There are numerous potential consequences under the Credit Agreement, and Guaranty Agreement and Note Agreement related to the Pulitzer Notes, if an event of default, as defined, occurs and is not remedied. Many of those consequences are beyond our control, and the control of Pulitzer and PD LLC, respectively. The occurrence of one or more events of default would give rise to the right of the Lenders or the Noteholders, or both of them, to exercise their remedies under the Credit Agreement and the Note and Guaranty Agreements, respectively, including, without limitation, the right to accelerate all outstanding debt and take actions authorized in such circumstances under applicable collateral security documents.


In 2010, we filed a Form S-3 shelf registration statement ("Shelf") with the Securities and Exchange Commission ("SEC"), which has been declared effective.

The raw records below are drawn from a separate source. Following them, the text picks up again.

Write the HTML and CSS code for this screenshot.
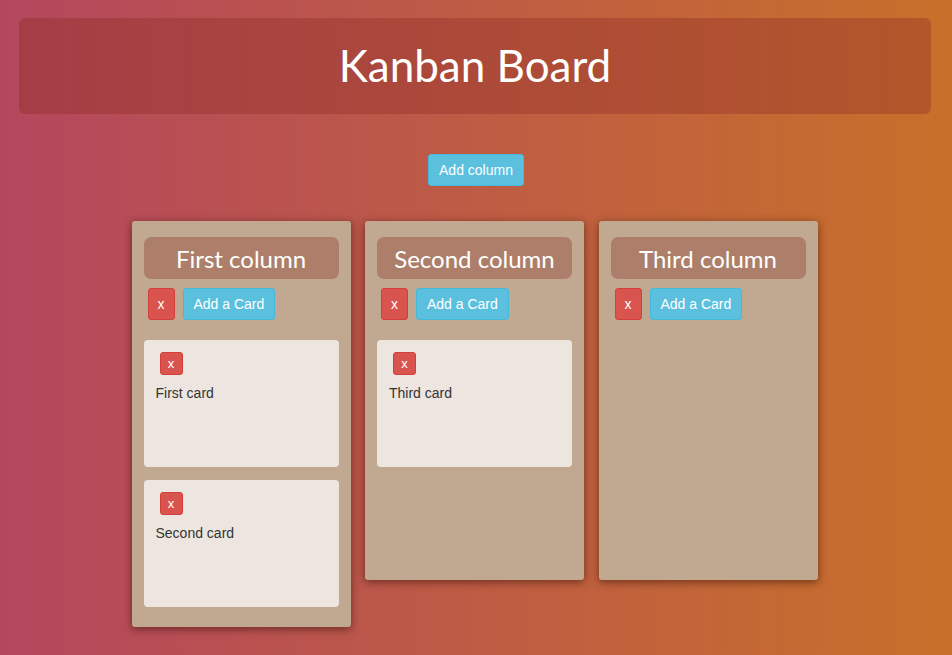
FILE: index.html
```html
<!DOCTYPE html>
<html>
<head>
<meta charset="utf-8">
<link rel="stylesheet" href="styles.css">
</head>
<body>
<header class="header"><h1 class="title">Kanban Board</h1></header>
<div class="toolbar"><button class="btn btn-info btn-main">Add column</button></div>
<main class="board">
  <section class="column">
    <h2 class="col-title">First column</h2>
    <div class="col-actions">
      <button class="btn btn-danger btn-col-x">x</button>
      <button class="btn btn-info btn-add">Add a Card</button>
    </div>
    <div class="cards">
      <div class="card"><button class="btn btn-danger btn-card-x">x</button><p class="card-text">First card</p></div>
      <div class="card"><button class="btn btn-danger btn-card-x">x</button><p class="card-text">Second card</p></div>
    </div>
  </section>
  <section class="column">
    <h2 class="col-title">Second column</h2>
    <div class="col-actions">
      <button class="btn btn-danger btn-col-x">x</button>
      <button class="btn btn-info btn-add">Add a Card</button>
    </div>
    <div class="cards">
      <div class="card"><button class="btn btn-danger btn-card-x">x</button><p class="card-text">Third card</p></div>
    </div>
  </section>
  <section class="column">
    <h2 class="col-title">Third column</h2>
    <div class="col-actions">
      <button class="btn btn-danger btn-col-x">x</button>
      <button class="btn btn-info btn-add">Add a Card</button>
    </div>
  </section>
</main>
</body>
</html>
```
FILE: styles.css
```css
html, body {
  margin: 0;
  padding: 0;
}
body {
  width: 952px;
  height: 655px;
  overflow: hidden;
  background: linear-gradient(to right, #b4475e 0%, #c8702a 100%);
  font-family: "Liberation Sans", Arial, sans-serif;
  font-size: 14px;
  color: #333;
}
.header {
  margin: 18px 21px 0 19px;
  height: 96px;
  border-radius: 6px;
  background: linear-gradient(to right, #a53d47 0%, #b3562a 100%);
  display: flex;
  align-items: center;
  justify-content: center;
}
.title {
  margin: 0;
  font-family: Lato, "Open Sans", sans-serif;
  font-weight: 400;
  font-size: 44px;
  color: #fff;
  line-height: 1;
  padding-bottom: 2px;
}
.toolbar {
  margin-top: 40px;
  display: flex;
  justify-content: center;
}
.btn {
  font-family: "Liberation Sans", Arial, sans-serif;
  font-size: 14px;
  line-height: 19px;
  color: #fff;
  border: 1px solid transparent;
  border-radius: 3px;
  cursor: pointer;
  margin: 0;
}
.btn-info {
  background: #5bc0de;
  border-color: #46b8da;
}
.btn-danger {
  background: #d9534f;
  border-color: #d43f3a;
}
.btn-main {
  padding: 5px 10px;
  height: 32px;
}
.board {
  margin-top: 35px;
  display: flex;
  justify-content: center;
  align-items: flex-start;
  gap: 14.5px;
  padding-right: 3px;
}
.column {
  box-sizing: border-box;
  width: 219px;
  min-height: 359px;
  padding: 16px 12px 20px;
  background: #c0a990;
  border-radius: 3px;
  box-shadow: 0 2px 8px rgba(40, 10, 0, 0.55);
}
.col-title {
  margin: 0;
  height: 42px;
  line-height: 44px;
  border-radius: 7px;
  background: #ad7f6a;
  color: #fff;
  text-align: center;
  font-family: Lato, "Open Sans", sans-serif;
  font-weight: 400;
  font-size: 24px;
}
.col-actions {
  margin-top: 9px;
  padding-left: 4px;
  display: flex;
  gap: 8px;
}
.btn-col-x {
  height: 32px;
  width: 27px;
  padding: 0;
}
.btn-add {
  height: 32px;
  padding: 0 10px;
}
.cards {
  margin-top: 20px;
  display: flex;
  flex-direction: column;
  gap: 13px;
}
.card {
  box-sizing: border-box;
  height: 127px;
  padding: 12px 12px;
  background: #ede6e0;
  border-radius: 4px;
}
.btn-card-x {
  display: block;
  margin-left: 4px;
  width: 23px;
  height: 23px;
  padding: 0;
  font-size: 13px;
  line-height: 19px;
}
.card-text {
  margin: 8px 0 0;
  font-size: 14px;
  line-height: 20px;
  color: #333;
}
```
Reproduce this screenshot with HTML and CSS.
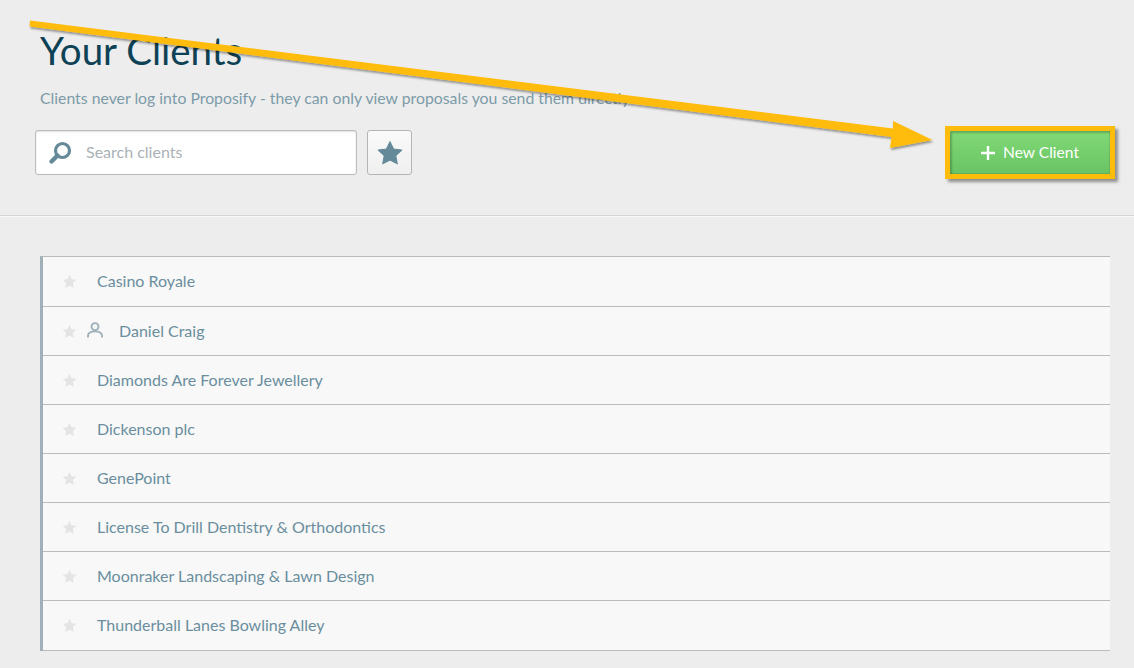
FILE: index.html
```html
<!DOCTYPE html>
<html lang="en">
<head>
<meta charset="utf-8">
<title>Your Clients</title>
<link rel="stylesheet" href="styles.css">
</head>
<body>
<header class="top">
  <h1 class="title">Your Clients</h1>
  <p class="lead">Clients never log into Proposify - they can only view proposals you send them directly</p>
  <div class="tools">
    <label class="search">
      <svg class="search-icon" viewBox="0 0 24 24" width="24" height="24"><circle cx="14.500" cy="9.500" r="7" fill="none" stroke="#648a99" stroke-width="3.200"/><path d="M9.500 14.500 3.500 20.500" stroke="#648a99" stroke-width="4.400" stroke-linecap="round"/></svg>
      <span class="placeholder">Search clients</span>
    </label>
    <button class="fav" type="button" aria-label="Favourites">
      <svg viewBox="0 0 24 24" width="26" height="26"><path d="M12 1.500 15.300 8.300 22.800 9.300 17.300 14.500 18.700 22 12 18.400 5.300 22 6.700 14.500 1.200 9.300 8.700 8.300Z" fill="#648a99" stroke="#648a99" stroke-width="1" stroke-linejoin="round"/></svg>
    </button>
    <button class="new" type="button">
      <svg class="plus" viewBox="0 0 14 14" width="14" height="14"><path d="M5.800 0h2.400v5.800H14v2.400H8.200V14H5.800V8.200H0V5.800h5.800Z" fill="#fff"/></svg><span class="new-label">New Client</span>
    </button>
  </div>
</header>
<main class="content">
  <ul class="list">
    <li class="row"><svg class="star" viewBox="0 0 24 24"><use href="#s"/></svg><span class="name">Casino Royale</span></li>
    <li class="row"><svg class="star" viewBox="0 0 24 24"><use href="#s"/></svg><svg class="person" viewBox="0 0 16 16" width="16" height="16"><circle cx="8" cy="4.600" r="3.500" fill="none" stroke="#9fb0ba" stroke-width="1.900"/><path d="M1 15.500v-1.500c0-3 3-4.600 7-4.600s7 1.600 7 4.600v1.500" fill="none" stroke="#9fb0ba" stroke-width="1.900"/></svg><span class="name">Daniel Craig</span></li>
    <li class="row"><svg class="star" viewBox="0 0 24 24"><use href="#s"/></svg><span class="name">Diamonds Are Forever Jewellery</span></li>
    <li class="row"><svg class="star" viewBox="0 0 24 24"><use href="#s"/></svg><span class="name">Dickenson plc</span></li>
    <li class="row"><svg class="star" viewBox="0 0 24 24"><use href="#s"/></svg><span class="name">GenePoint</span></li>
    <li class="row"><svg class="star" viewBox="0 0 24 24"><use href="#s"/></svg><span class="name">License To Drill Dentistry &amp; Orthodontics</span></li>
    <li class="row"><svg class="star" viewBox="0 0 24 24"><use href="#s"/></svg><span class="name">Moonraker Landscaping &amp; Lawn Design</span></li>
    <li class="row"><svg class="star" viewBox="0 0 24 24"><use href="#s"/></svg><span class="name">Thunderball Lanes Bowling Alley</span></li>
  </ul>
</main>
<svg class="defs" width="0" height="0"><defs><path id="s" d="M12 1.200 15.300 8.300 23 9.300 17.300 14.500 18.900 22.200 12 18.400 5.100 22.200 6.700 14.500 1 9.300 8.700 8.300Z" fill="#e4e4e4"/></defs></svg>
<svg class="arrow" viewBox="0 0 1134 668" width="1134" height="668">
  <defs><filter id="ds" x="-5%" y="-20%" width="110%" height="140%"><feDropShadow dx="1" dy="2" stdDeviation="1" flood-color="#000" flood-opacity=".4"/></filter></defs>
  <path d="M30 20.500 893 128.500 893 121 932.500 140 890 148 891.500 137 29.500 26.500Z" fill="#ffbc0a" filter="url(#ds)"/>
</svg>
</body>
</html>
```
FILE: styles.css
```css
* { box-sizing: border-box; }
html, body { margin: 0; padding: 0; }
body {
  width: 1134px;
  height: 668px;
  overflow: hidden;
  position: relative;
  background: #ededed;
  font-family: Lato, "Liberation Sans", sans-serif;
  color: #648a99;
}
.top {
  height: 216px;
  padding: 27px 19px 0 35px;
  border-bottom: 1px solid #d5d5d5;
  box-shadow: 0 1px 0 #f8f8f8;
}
.title {
  margin: 0 0 0 5px;
  font-size: 38.500px;
  line-height: 46px;
  font-weight: 400;
  color: #0d4256;
}
.lead {
  margin: 14px 0 0 5px;
  font-size: 15.800px;
  line-height: 22px;
  color: #7c9ba8;
}
.tools {
  display: flex;
  align-items: center;
  gap: 10px;
  margin-top: 17px;
}
.search {
  width: 322px;
  height: 45px;
  display: flex;
  align-items: center;
  gap: 14px;
  padding-left: 12px;
  background: #fff;
  border: 1px solid #bbb;
  border-radius: 3px;
  box-shadow: inset 0 1px 2px rgba(0,0,0,.12);
}
.placeholder { font-size: 16px; line-height: 20px; margin-top: -2px; color: #aab2b6; }
.fav {
  width: 45px;
  height: 45px;
  padding: 0;
  display: flex;
  align-items: center;
  justify-content: center;
  background: linear-gradient(#fafafa, #efefef);
  border: 1px solid #b5b5b5;
  border-radius: 3px;
}
.new {
  margin-left: auto;
  width: 170px;
  height: 53px;
  padding: 0;
  display: flex;
  align-items: center;
  justify-content: center;
  border: 5px solid #ffbc0a;
  background: linear-gradient(#80d975, #6ac464);
  box-shadow: 3px 3px 3px rgba(0,0,0,.4), inset 2px 2px 2px rgba(0,0,0,.22), inset -1px -1px 1px rgba(0,0,0,.1);
  color: #fff;
  font-family: Lato, "Liberation Sans", sans-serif;
  font-size: 15.600px;
  line-height: 20px;
}
.plus { margin-right: 8px; }
.new-label { margin-top: -2px; }
.content { padding: 40px 24px 0 40px; }
.list {
  list-style: none;
  margin: 0;
  padding: 0;
  background: #f8f8f8;
  border-left: 3px solid #a0b0b8;
  border-top: 1px solid #bbb;
}
.row {
  height: 49px;
  display: flex;
  align-items: center;
  padding-left: 19px;
  border-bottom: 1px solid #bbb;
  font-size: 16px;
}
.row:first-child, .row:last-child { height: 50px; }
.star { width: 15px; height: 15px; flex: none; margin-right: 20px; }
.person { margin: -3px 16px 0 -10px; flex: none; }
.name { margin-top: -2px; color: #6a8e9e; }
.defs { position: absolute; }
.arrow { position: absolute; left: 0; top: 0; pointer-events: none; }
```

The Shelf gives us the flexibility to issue and publicly distribute various types of securities, including preferred stock, common stock, secured or unsecured debt securities, purchase contracts and units consisting of any combination of such securities, from time to time, in one or more offerings, up to an aggregate amount of $750,000,000. In July 2011, the SEC announced changes to the issuer eligibility rules which will require us to have a public float of at least $75,000,000 in order to use the Shelf. If the market price of our Common Stock increases sufficiently, the Shelf may enable us to sell securities quickly and efficiently when market conditions are favorable or financing needs arise. Net proceeds from the sale of any securities must be used generally to reduce debt subject to conditions of existing debt agreements.